Perhaps the resolution is given in the next section. Moshe is talking to God and says: Look, You promised You would let me know who You are, Your ways, so that I can find favor in Your eyes.” Why? “Because this nation is YOUR people.”

Moshe is playing psychologist to God. “God, I understand what made you so angry with the people. They didn’t follow Your way. They didn’t fulfill the basic elements that You feel are necessary. So make me privy to what these things are so that I can help to assuage Your feelings, and then (he intimates) You can transfer these good feelings onto the people, who are, after all, Yours.”

Moshe then goes further. “Let me see You,” he begs. “No. Not possible,” is the answer. “No living person can see God and live – but I will give you a peek from behind.”
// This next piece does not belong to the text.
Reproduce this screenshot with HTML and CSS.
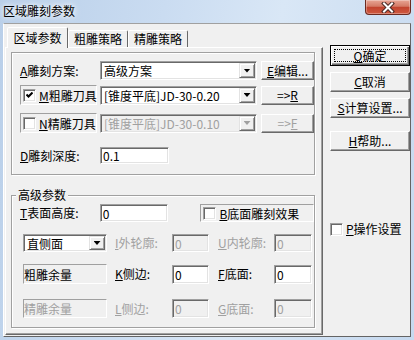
FILE: index.html
```html
<!DOCTYPE html>
<html lang="zh-CN">
<head>
  <meta charset="UTF-8">
  <title>区域雕刻参数</title>
  <link rel="stylesheet" href="styles.css">
</head>
<body>
  <div class="window">
    <div class="titlebar">
      <span class="title">区域雕刻参数</span>
      <div class="close-btn">
        <svg width="14" height="11" viewBox="0 0 14 11">
          <path d="M3 1.5 L11 9.5 M11 1.5 L3 9.5" stroke="#4a2a26" stroke-width="4" stroke-linecap="square"/>
          <path d="M3 1.5 L11 9.5 M11 1.5 L3 9.5" stroke="#fff" stroke-width="2" stroke-linecap="square"/>
        </svg>
      </div>
    </div>

    <div class="client">
      <div class="tab-area">
        <div class="tabs">
          <div class="tab active">区域参数</div>
          <div class="tab">粗雕策略</div>
          <div class="tab">精雕策略</div>
        </div>

        <div class="tab-panel">
          <div class="group group-main">
            <div class="row row-1">
              <label class="field-label"><u>A</u>雕刻方案:</label>
              <div class="combo wide"><span class="combo-text">高级方案</span><span class="combo-arrow"></span></div>
              <div class="btn btn-small"><u>E</u>编辑...</div>
            </div>
            <div class="row row-2">
              <div class="check-frame tool-frame">
                <span class="checkbox checked">
                  <svg width="7" height="7" viewBox="0 0 7 7"><polyline points="0.5,2.5 2.5,4.5 6.5,0.5" fill="none" stroke="#000" stroke-width="2"/></svg>
                </span>
                <span><u>M</u>粗雕刀具</span>
              </div>
              <div class="combo wide"><span class="combo-text">[锥度平底]JD-30-0.20</span><span class="combo-arrow"></span></div>
              <div class="btn btn-small">=&gt;<u>R</u></div>
            </div>
            <div class="row row-3">
              <div class="check-frame tool-frame">
                <span class="checkbox"></span>
                <span><u>N</u>精雕刀具</span>
              </div>
              <div class="combo wide disabled"><span class="combo-text">[锥度平底]JD-30-0.10</span><span class="combo-arrow"></span></div>
              <div class="btn btn-small disabled">=&gt;<u>F</u></div>
            </div>
            <div class="row row-4">
              <label class="field-label"><u>D</u>雕刻深度:</label>
              <div class="edit edit-long">0.1</div>
            </div>
          </div>

          <div class="group group-adv">
            <div class="group-caption">高级参数</div>
            <div class="row row-a">
              <label class="field-label"><u>T</u>表面高度:</label>
              <div class="edit edit-long">0</div>
              <div class="check-frame bottom-frame">
                <span class="checkbox"></span>
                <span><u>B</u>底面雕刻效果</span>
              </div>
            </div>
            <div class="row grid-row row-b">
              <div class="combo side-combo"><span class="combo-text">直侧面</span><span class="combo-arrow"></span></div>
              <label class="small-label disabled"><u>I</u>外轮廓:</label>
              <div class="edit edit-short disabled">0</div>
              <label class="small-label disabled"><u>U</u>内轮廓:</label>
              <div class="edit edit-short disabled">0</div>
            </div>
            <div class="row grid-row row-c">
              <div class="static-box">粗雕余量</div>
              <label class="small-label"><u>K</u>侧边:</label>
              <div class="edit edit-short">0</div>
              <label class="small-label"><u>F</u>底面:</label>
              <div class="edit edit-short">0</div>
            </div>
            <div class="row grid-row row-d">
              <div class="static-box disabled">精雕余量</div>
              <label class="small-label disabled"><u>L</u>侧边:</label>
              <div class="edit edit-short disabled">0</div>
              <label class="small-label disabled"><u>G</u>底面:</label>
              <div class="edit edit-short disabled">0</div>
            </div>
          </div>
        </div>
      </div>

      <div class="side">
        <div class="btn btn-cmd btn-default"><u>O</u>确定</div>
        <div class="btn btn-cmd btn-cancel"><u>C</u>取消</div>
        <div class="btn btn-cmd btn-calc"><u>S</u>计算设置...</div>
        <div class="btn btn-cmd btn-help"><u>H</u>帮助...</div>
        <div class="side-check">
          <span class="checkbox"></span>
          <span><u>P</u>操作设置</span>
        </div>
      </div>
    </div>
  </div>
</body>
</html>
```

FILE: styles.css
```css
:root {
  --face: #f0f0f0;
  --light: #e3e3e3;
  --shadow: #a0a0a0;
  --dark: #696969;
  --gray-text: #a0a0a0;
}

* {
  box-sizing: border-box;
}

body {
  margin: 0;
  font-family: "Noto Sans CJK SC", sans-serif;
  font-size: 12px;
  color: #000;
  background: #c4d8ee;
}

u {
  text-decoration: underline;
  text-underline-offset: 1px;
}

.window {
  width: 414px;
  height: 340px;
  display: flex;
  flex-direction: column;
  background: linear-gradient(100deg, #b9cfe9 0%, #cadcf1 35%, #d9e7f6 60%, #c6d9ef 100%);
}

/* title bar */
.titlebar {
  height: 23px;
  display: flex;
  justify-content: space-between;
  align-items: flex-start;
  padding-left: 3px;
}

.title {
  margin-top: 4px;
  line-height: 14px;
  text-shadow: 0 0 4px #fff, 0 0 8px #fff;
}

.close-btn {
  width: 46px;
  height: 15px;
  margin-right: 3px;
  border: 1px solid #6b2a20;
  border-top: none;
  border-radius: 0 0 4px 4px;
  background: linear-gradient(#e8a595, #d47a66 45%, #c2432f 52%, #cf5a40 100%);
  box-shadow: inset 0 0 0 1px rgba(255, 255, 255, 0.3);
  display: flex;
  align-items: center;
  justify-content: center;
}

/* client area */
.client {
  flex: 1;
  margin: 0 3px 3px;
  background: var(--face);
  border: 1px solid;
  border-color: #a0a0a0 #646464 #646464 #fff;
  display: flex;
  gap: 7px;
  padding: 3px 0 0 1px;
}

.tab-area {
  width: 318px;
  display: flex;
  flex-direction: column;
}

.tabs {
  height: 20px;
  display: flex;
  align-items: flex-end;
  padding-left: 2px;
}

.tab {
  width: 59px;
  height: 17px;
  border: 1px solid;
  border-bottom: none;
  border-color: #fff var(--dark) transparent #fff;
  border-radius: 2px 2px 0 0;
  text-align: center;
  line-height: 15px;
  white-space: nowrap;
}

.tab + .tab {
  width: 60px;
}

.tab.active {
  width: 61px;
  height: 21px;
  margin-bottom: -1px;
  line-height: 20px;
  background: var(--face);
  position: relative;
  z-index: 1;
}

.tab-panel {
  flex: 1;
  margin-bottom: 1px;
  border: 1px solid;
  border-color: #fff var(--dark) var(--dark) #fff;
  box-shadow: inset -1px -1px var(--shadow);
  padding: 4px 0 0 5px;
}

/* group boxes */
.group {
  width: 304px;
  border: 1px solid var(--shadow);
  box-shadow: inset 1px 1px #fff, 1px 1px #fff;
  padding-left: 8px;
}

.group-main {
  height: 123px;
  padding-top: 8px;
}

.group-adv {
  height: 133px;
  margin-top: 20px;
}

.group-caption {
  width: fit-content;
  margin: -8px 0 0 -4px;
  padding: 0 2px;
  line-height: 14px;
  background: var(--face);
}

.row {
  display: flex;
  align-items: center;
  white-space: nowrap;
}

.row-1 { height: 19px; }
.row-2 { height: 20px; margin-top: 5px; }
.row-3 { height: 20px; margin-top: 8px; }
.row-4 { height: 17px; margin-top: 14px; }

.row-a { height: 18px; margin-top: 2px; }
.row-b { height: 18px; margin-top: 12px; }
.row-c { height: 20px; margin-top: 12px; }
.row-d { height: 19px; margin-top: 15px; }

.grid-row {
  padding-left: 3px;
}

.field-label {
  width: 80px;
  line-height: 16px;
}

.small-label {
  width: 57px;
  margin-left: 8px;
  line-height: 16px;
}

.small-label + .edit + .small-label {
  width: 56px;
  margin-left: 9px;
}

.disabled {
  color: var(--gray-text);
}

/* sunken controls */
.edit,
.combo {
  height: 100%;
  background: #fff;
  border: 1px solid;
  border-color: var(--shadow) #fff #fff var(--shadow);
  box-shadow: inset 1px 1px var(--dark), inset -1px -1px var(--light);
}

.edit {
  padding-left: 2px;
  display: flex;
  align-items: center;
}

.edit.disabled {
  background: var(--face);
}

.edit-long { width: 69px; }
.edit-short { width: 37px; }
.edit-short:last-child { width: 38px; }

.combo {
  display: flex;
  align-items: stretch;
  height: 19px;
}

.row-a .edit,
.row-b .edit,
.row-b .combo { height: 18px; }
.row-c .edit,
.row-d .edit { height: 19px; }

.combo.wide { width: 157px; }
.side-combo { width: 84px; }

.combo-text {
  flex: 1;
  padding-left: 3px;
  display: flex;
  align-items: center;
  overflow: hidden;
}

.combo.disabled {
  background: var(--face);
}

.combo-arrow {
  width: 16px;
  margin: 1px 1px 1px 0;
  background: var(--face);
  border: 1px solid;
  border-color: var(--light) var(--dark) var(--dark) var(--light);
  box-shadow: inset 1px 1px #fff, inset -1px -1px var(--shadow);
  display: flex;
  align-items: center;
  justify-content: center;
}

.combo-arrow::after {
  content: "";
  width: 7px;
  height: 4px;
  background: #000;
  clip-path: polygon(0 0, 100% 0, 50% 100%);
}

.combo.disabled .combo-arrow::after {
  background: var(--gray-text);
}

.static-box {
  width: 84px;
  height: 100%;
  border: 1px solid;
  border-color: var(--shadow) #fff #fff var(--shadow);
  display: flex;
  align-items: center;
}

/* checkboxes */
.checkbox {
  width: 13px;
  height: 13px;
  flex: none;
  background: #fff;
  border: 1px solid;
  border-color: var(--shadow) #fff #fff var(--shadow);
  box-shadow: inset 1px 1px var(--dark), inset -1px -1px var(--light);
  display: flex;
  align-items: center;
  justify-content: center;
}

.check-frame {
  height: 100%;
  display: flex;
  align-items: center;
  gap: 3px;
  padding-left: 2px;
  background: var(--face);
  border: 1px solid;
  border-color: var(--shadow) #fff #fff var(--shadow);
}

.tool-frame {
  width: 77px;
  margin-right: 3px;
}

.bottom-frame {
  width: 114px;
  margin-left: 32px;
  position: relative;
}

/* raised buttons */
.btn {
  background: var(--face);
  border: 1px solid;
  border-color: #fff var(--dark) var(--dark) #fff;
  box-shadow: inset -1px -1px var(--shadow), inset 1px 1px var(--face);
  display: flex;
  align-items: center;
  justify-content: center;
  white-space: nowrap;
  line-height: 14px;
}

.btn.disabled {
  color: var(--gray-text);
}

.btn-small {
  width: 53px;
  height: 19px;
  margin-left: 4px;
}

.side {
  width: 80px;
  display: flex;
  flex-direction: column;
}

.btn-cmd {
  height: 20px;
}

.btn-default {
  height: 21px;
  margin-top: 18px;
  border: 1px solid #000;
  box-shadow: inset 1px 1px #fff, inset -1px -1px var(--dark), inset -2px -2px var(--shadow);
  outline: 1px dotted #000;
  outline-offset: -5px;
}

.btn-cancel { margin-top: 6px; }
.btn-calc { margin-top: 6px; }
.btn-help { margin-top: 13px; }

.side-check {
  margin-top: 71px;
  display: flex;
  align-items: center;
  gap: 3px;
  white-space: nowrap;
  line-height: 14px;
}
```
This reads like a script two eight-year-olds would play out in the back yard. I want this. You can’t have it, but I’ll give you that. But then Moshe adds two sentences that clarify his approach: If you (personally, not an angel) are not with us, Moshe says, don’t take us out of the desert. It’s only by Your being within us that we are something special.

As Rabbi Laura Rumpf points out, what Moshe is doing in this story, directly and indirectly, is demonstrating how to defuse an angry confrontation. In front of God, Moshe remains quiet about the unpardonable sin the Israelites have committed. Down below, he lashes into the people because he is as distraught as God was.

When Moshe goes back up the mountain, he has to let God vent. Once the immediate conflagration has been brought under control, Moshe seeks to appease God (but also to satisfy his own desires), by giving God what He wants – obedience, and recognition of the importance of His presence.

When confronted with anger, Moshe shows us, it is best not to respond with anger (especially when you know you can’t win). Another person acting like Moshe might be considered a sycophant, but not Moshe. He truly wants to be closer to this Entity that is controlling his life and the lives of the people he is leading.

When he says, if You are not with us, then what’s the point of going anywhere, he is pulling tight the strings that draw God and Israel together, into one indivisible unit.

This approach can help us to understand the seeming ambivalence earlier in the parsha, where God first wants to destroy this stiff-necked people and in the very next sentence is sending an angel who will bring them to the promised land. Moshe’s attempts to bring the two sides together succeed in hammering home the message that we are led to believe that God evidently wants to hear: the Israelites, through Moshe, appreciate Him.

This, of course, is a gross oversimplification. But the lessons in crisis management are there for all to see and internalize.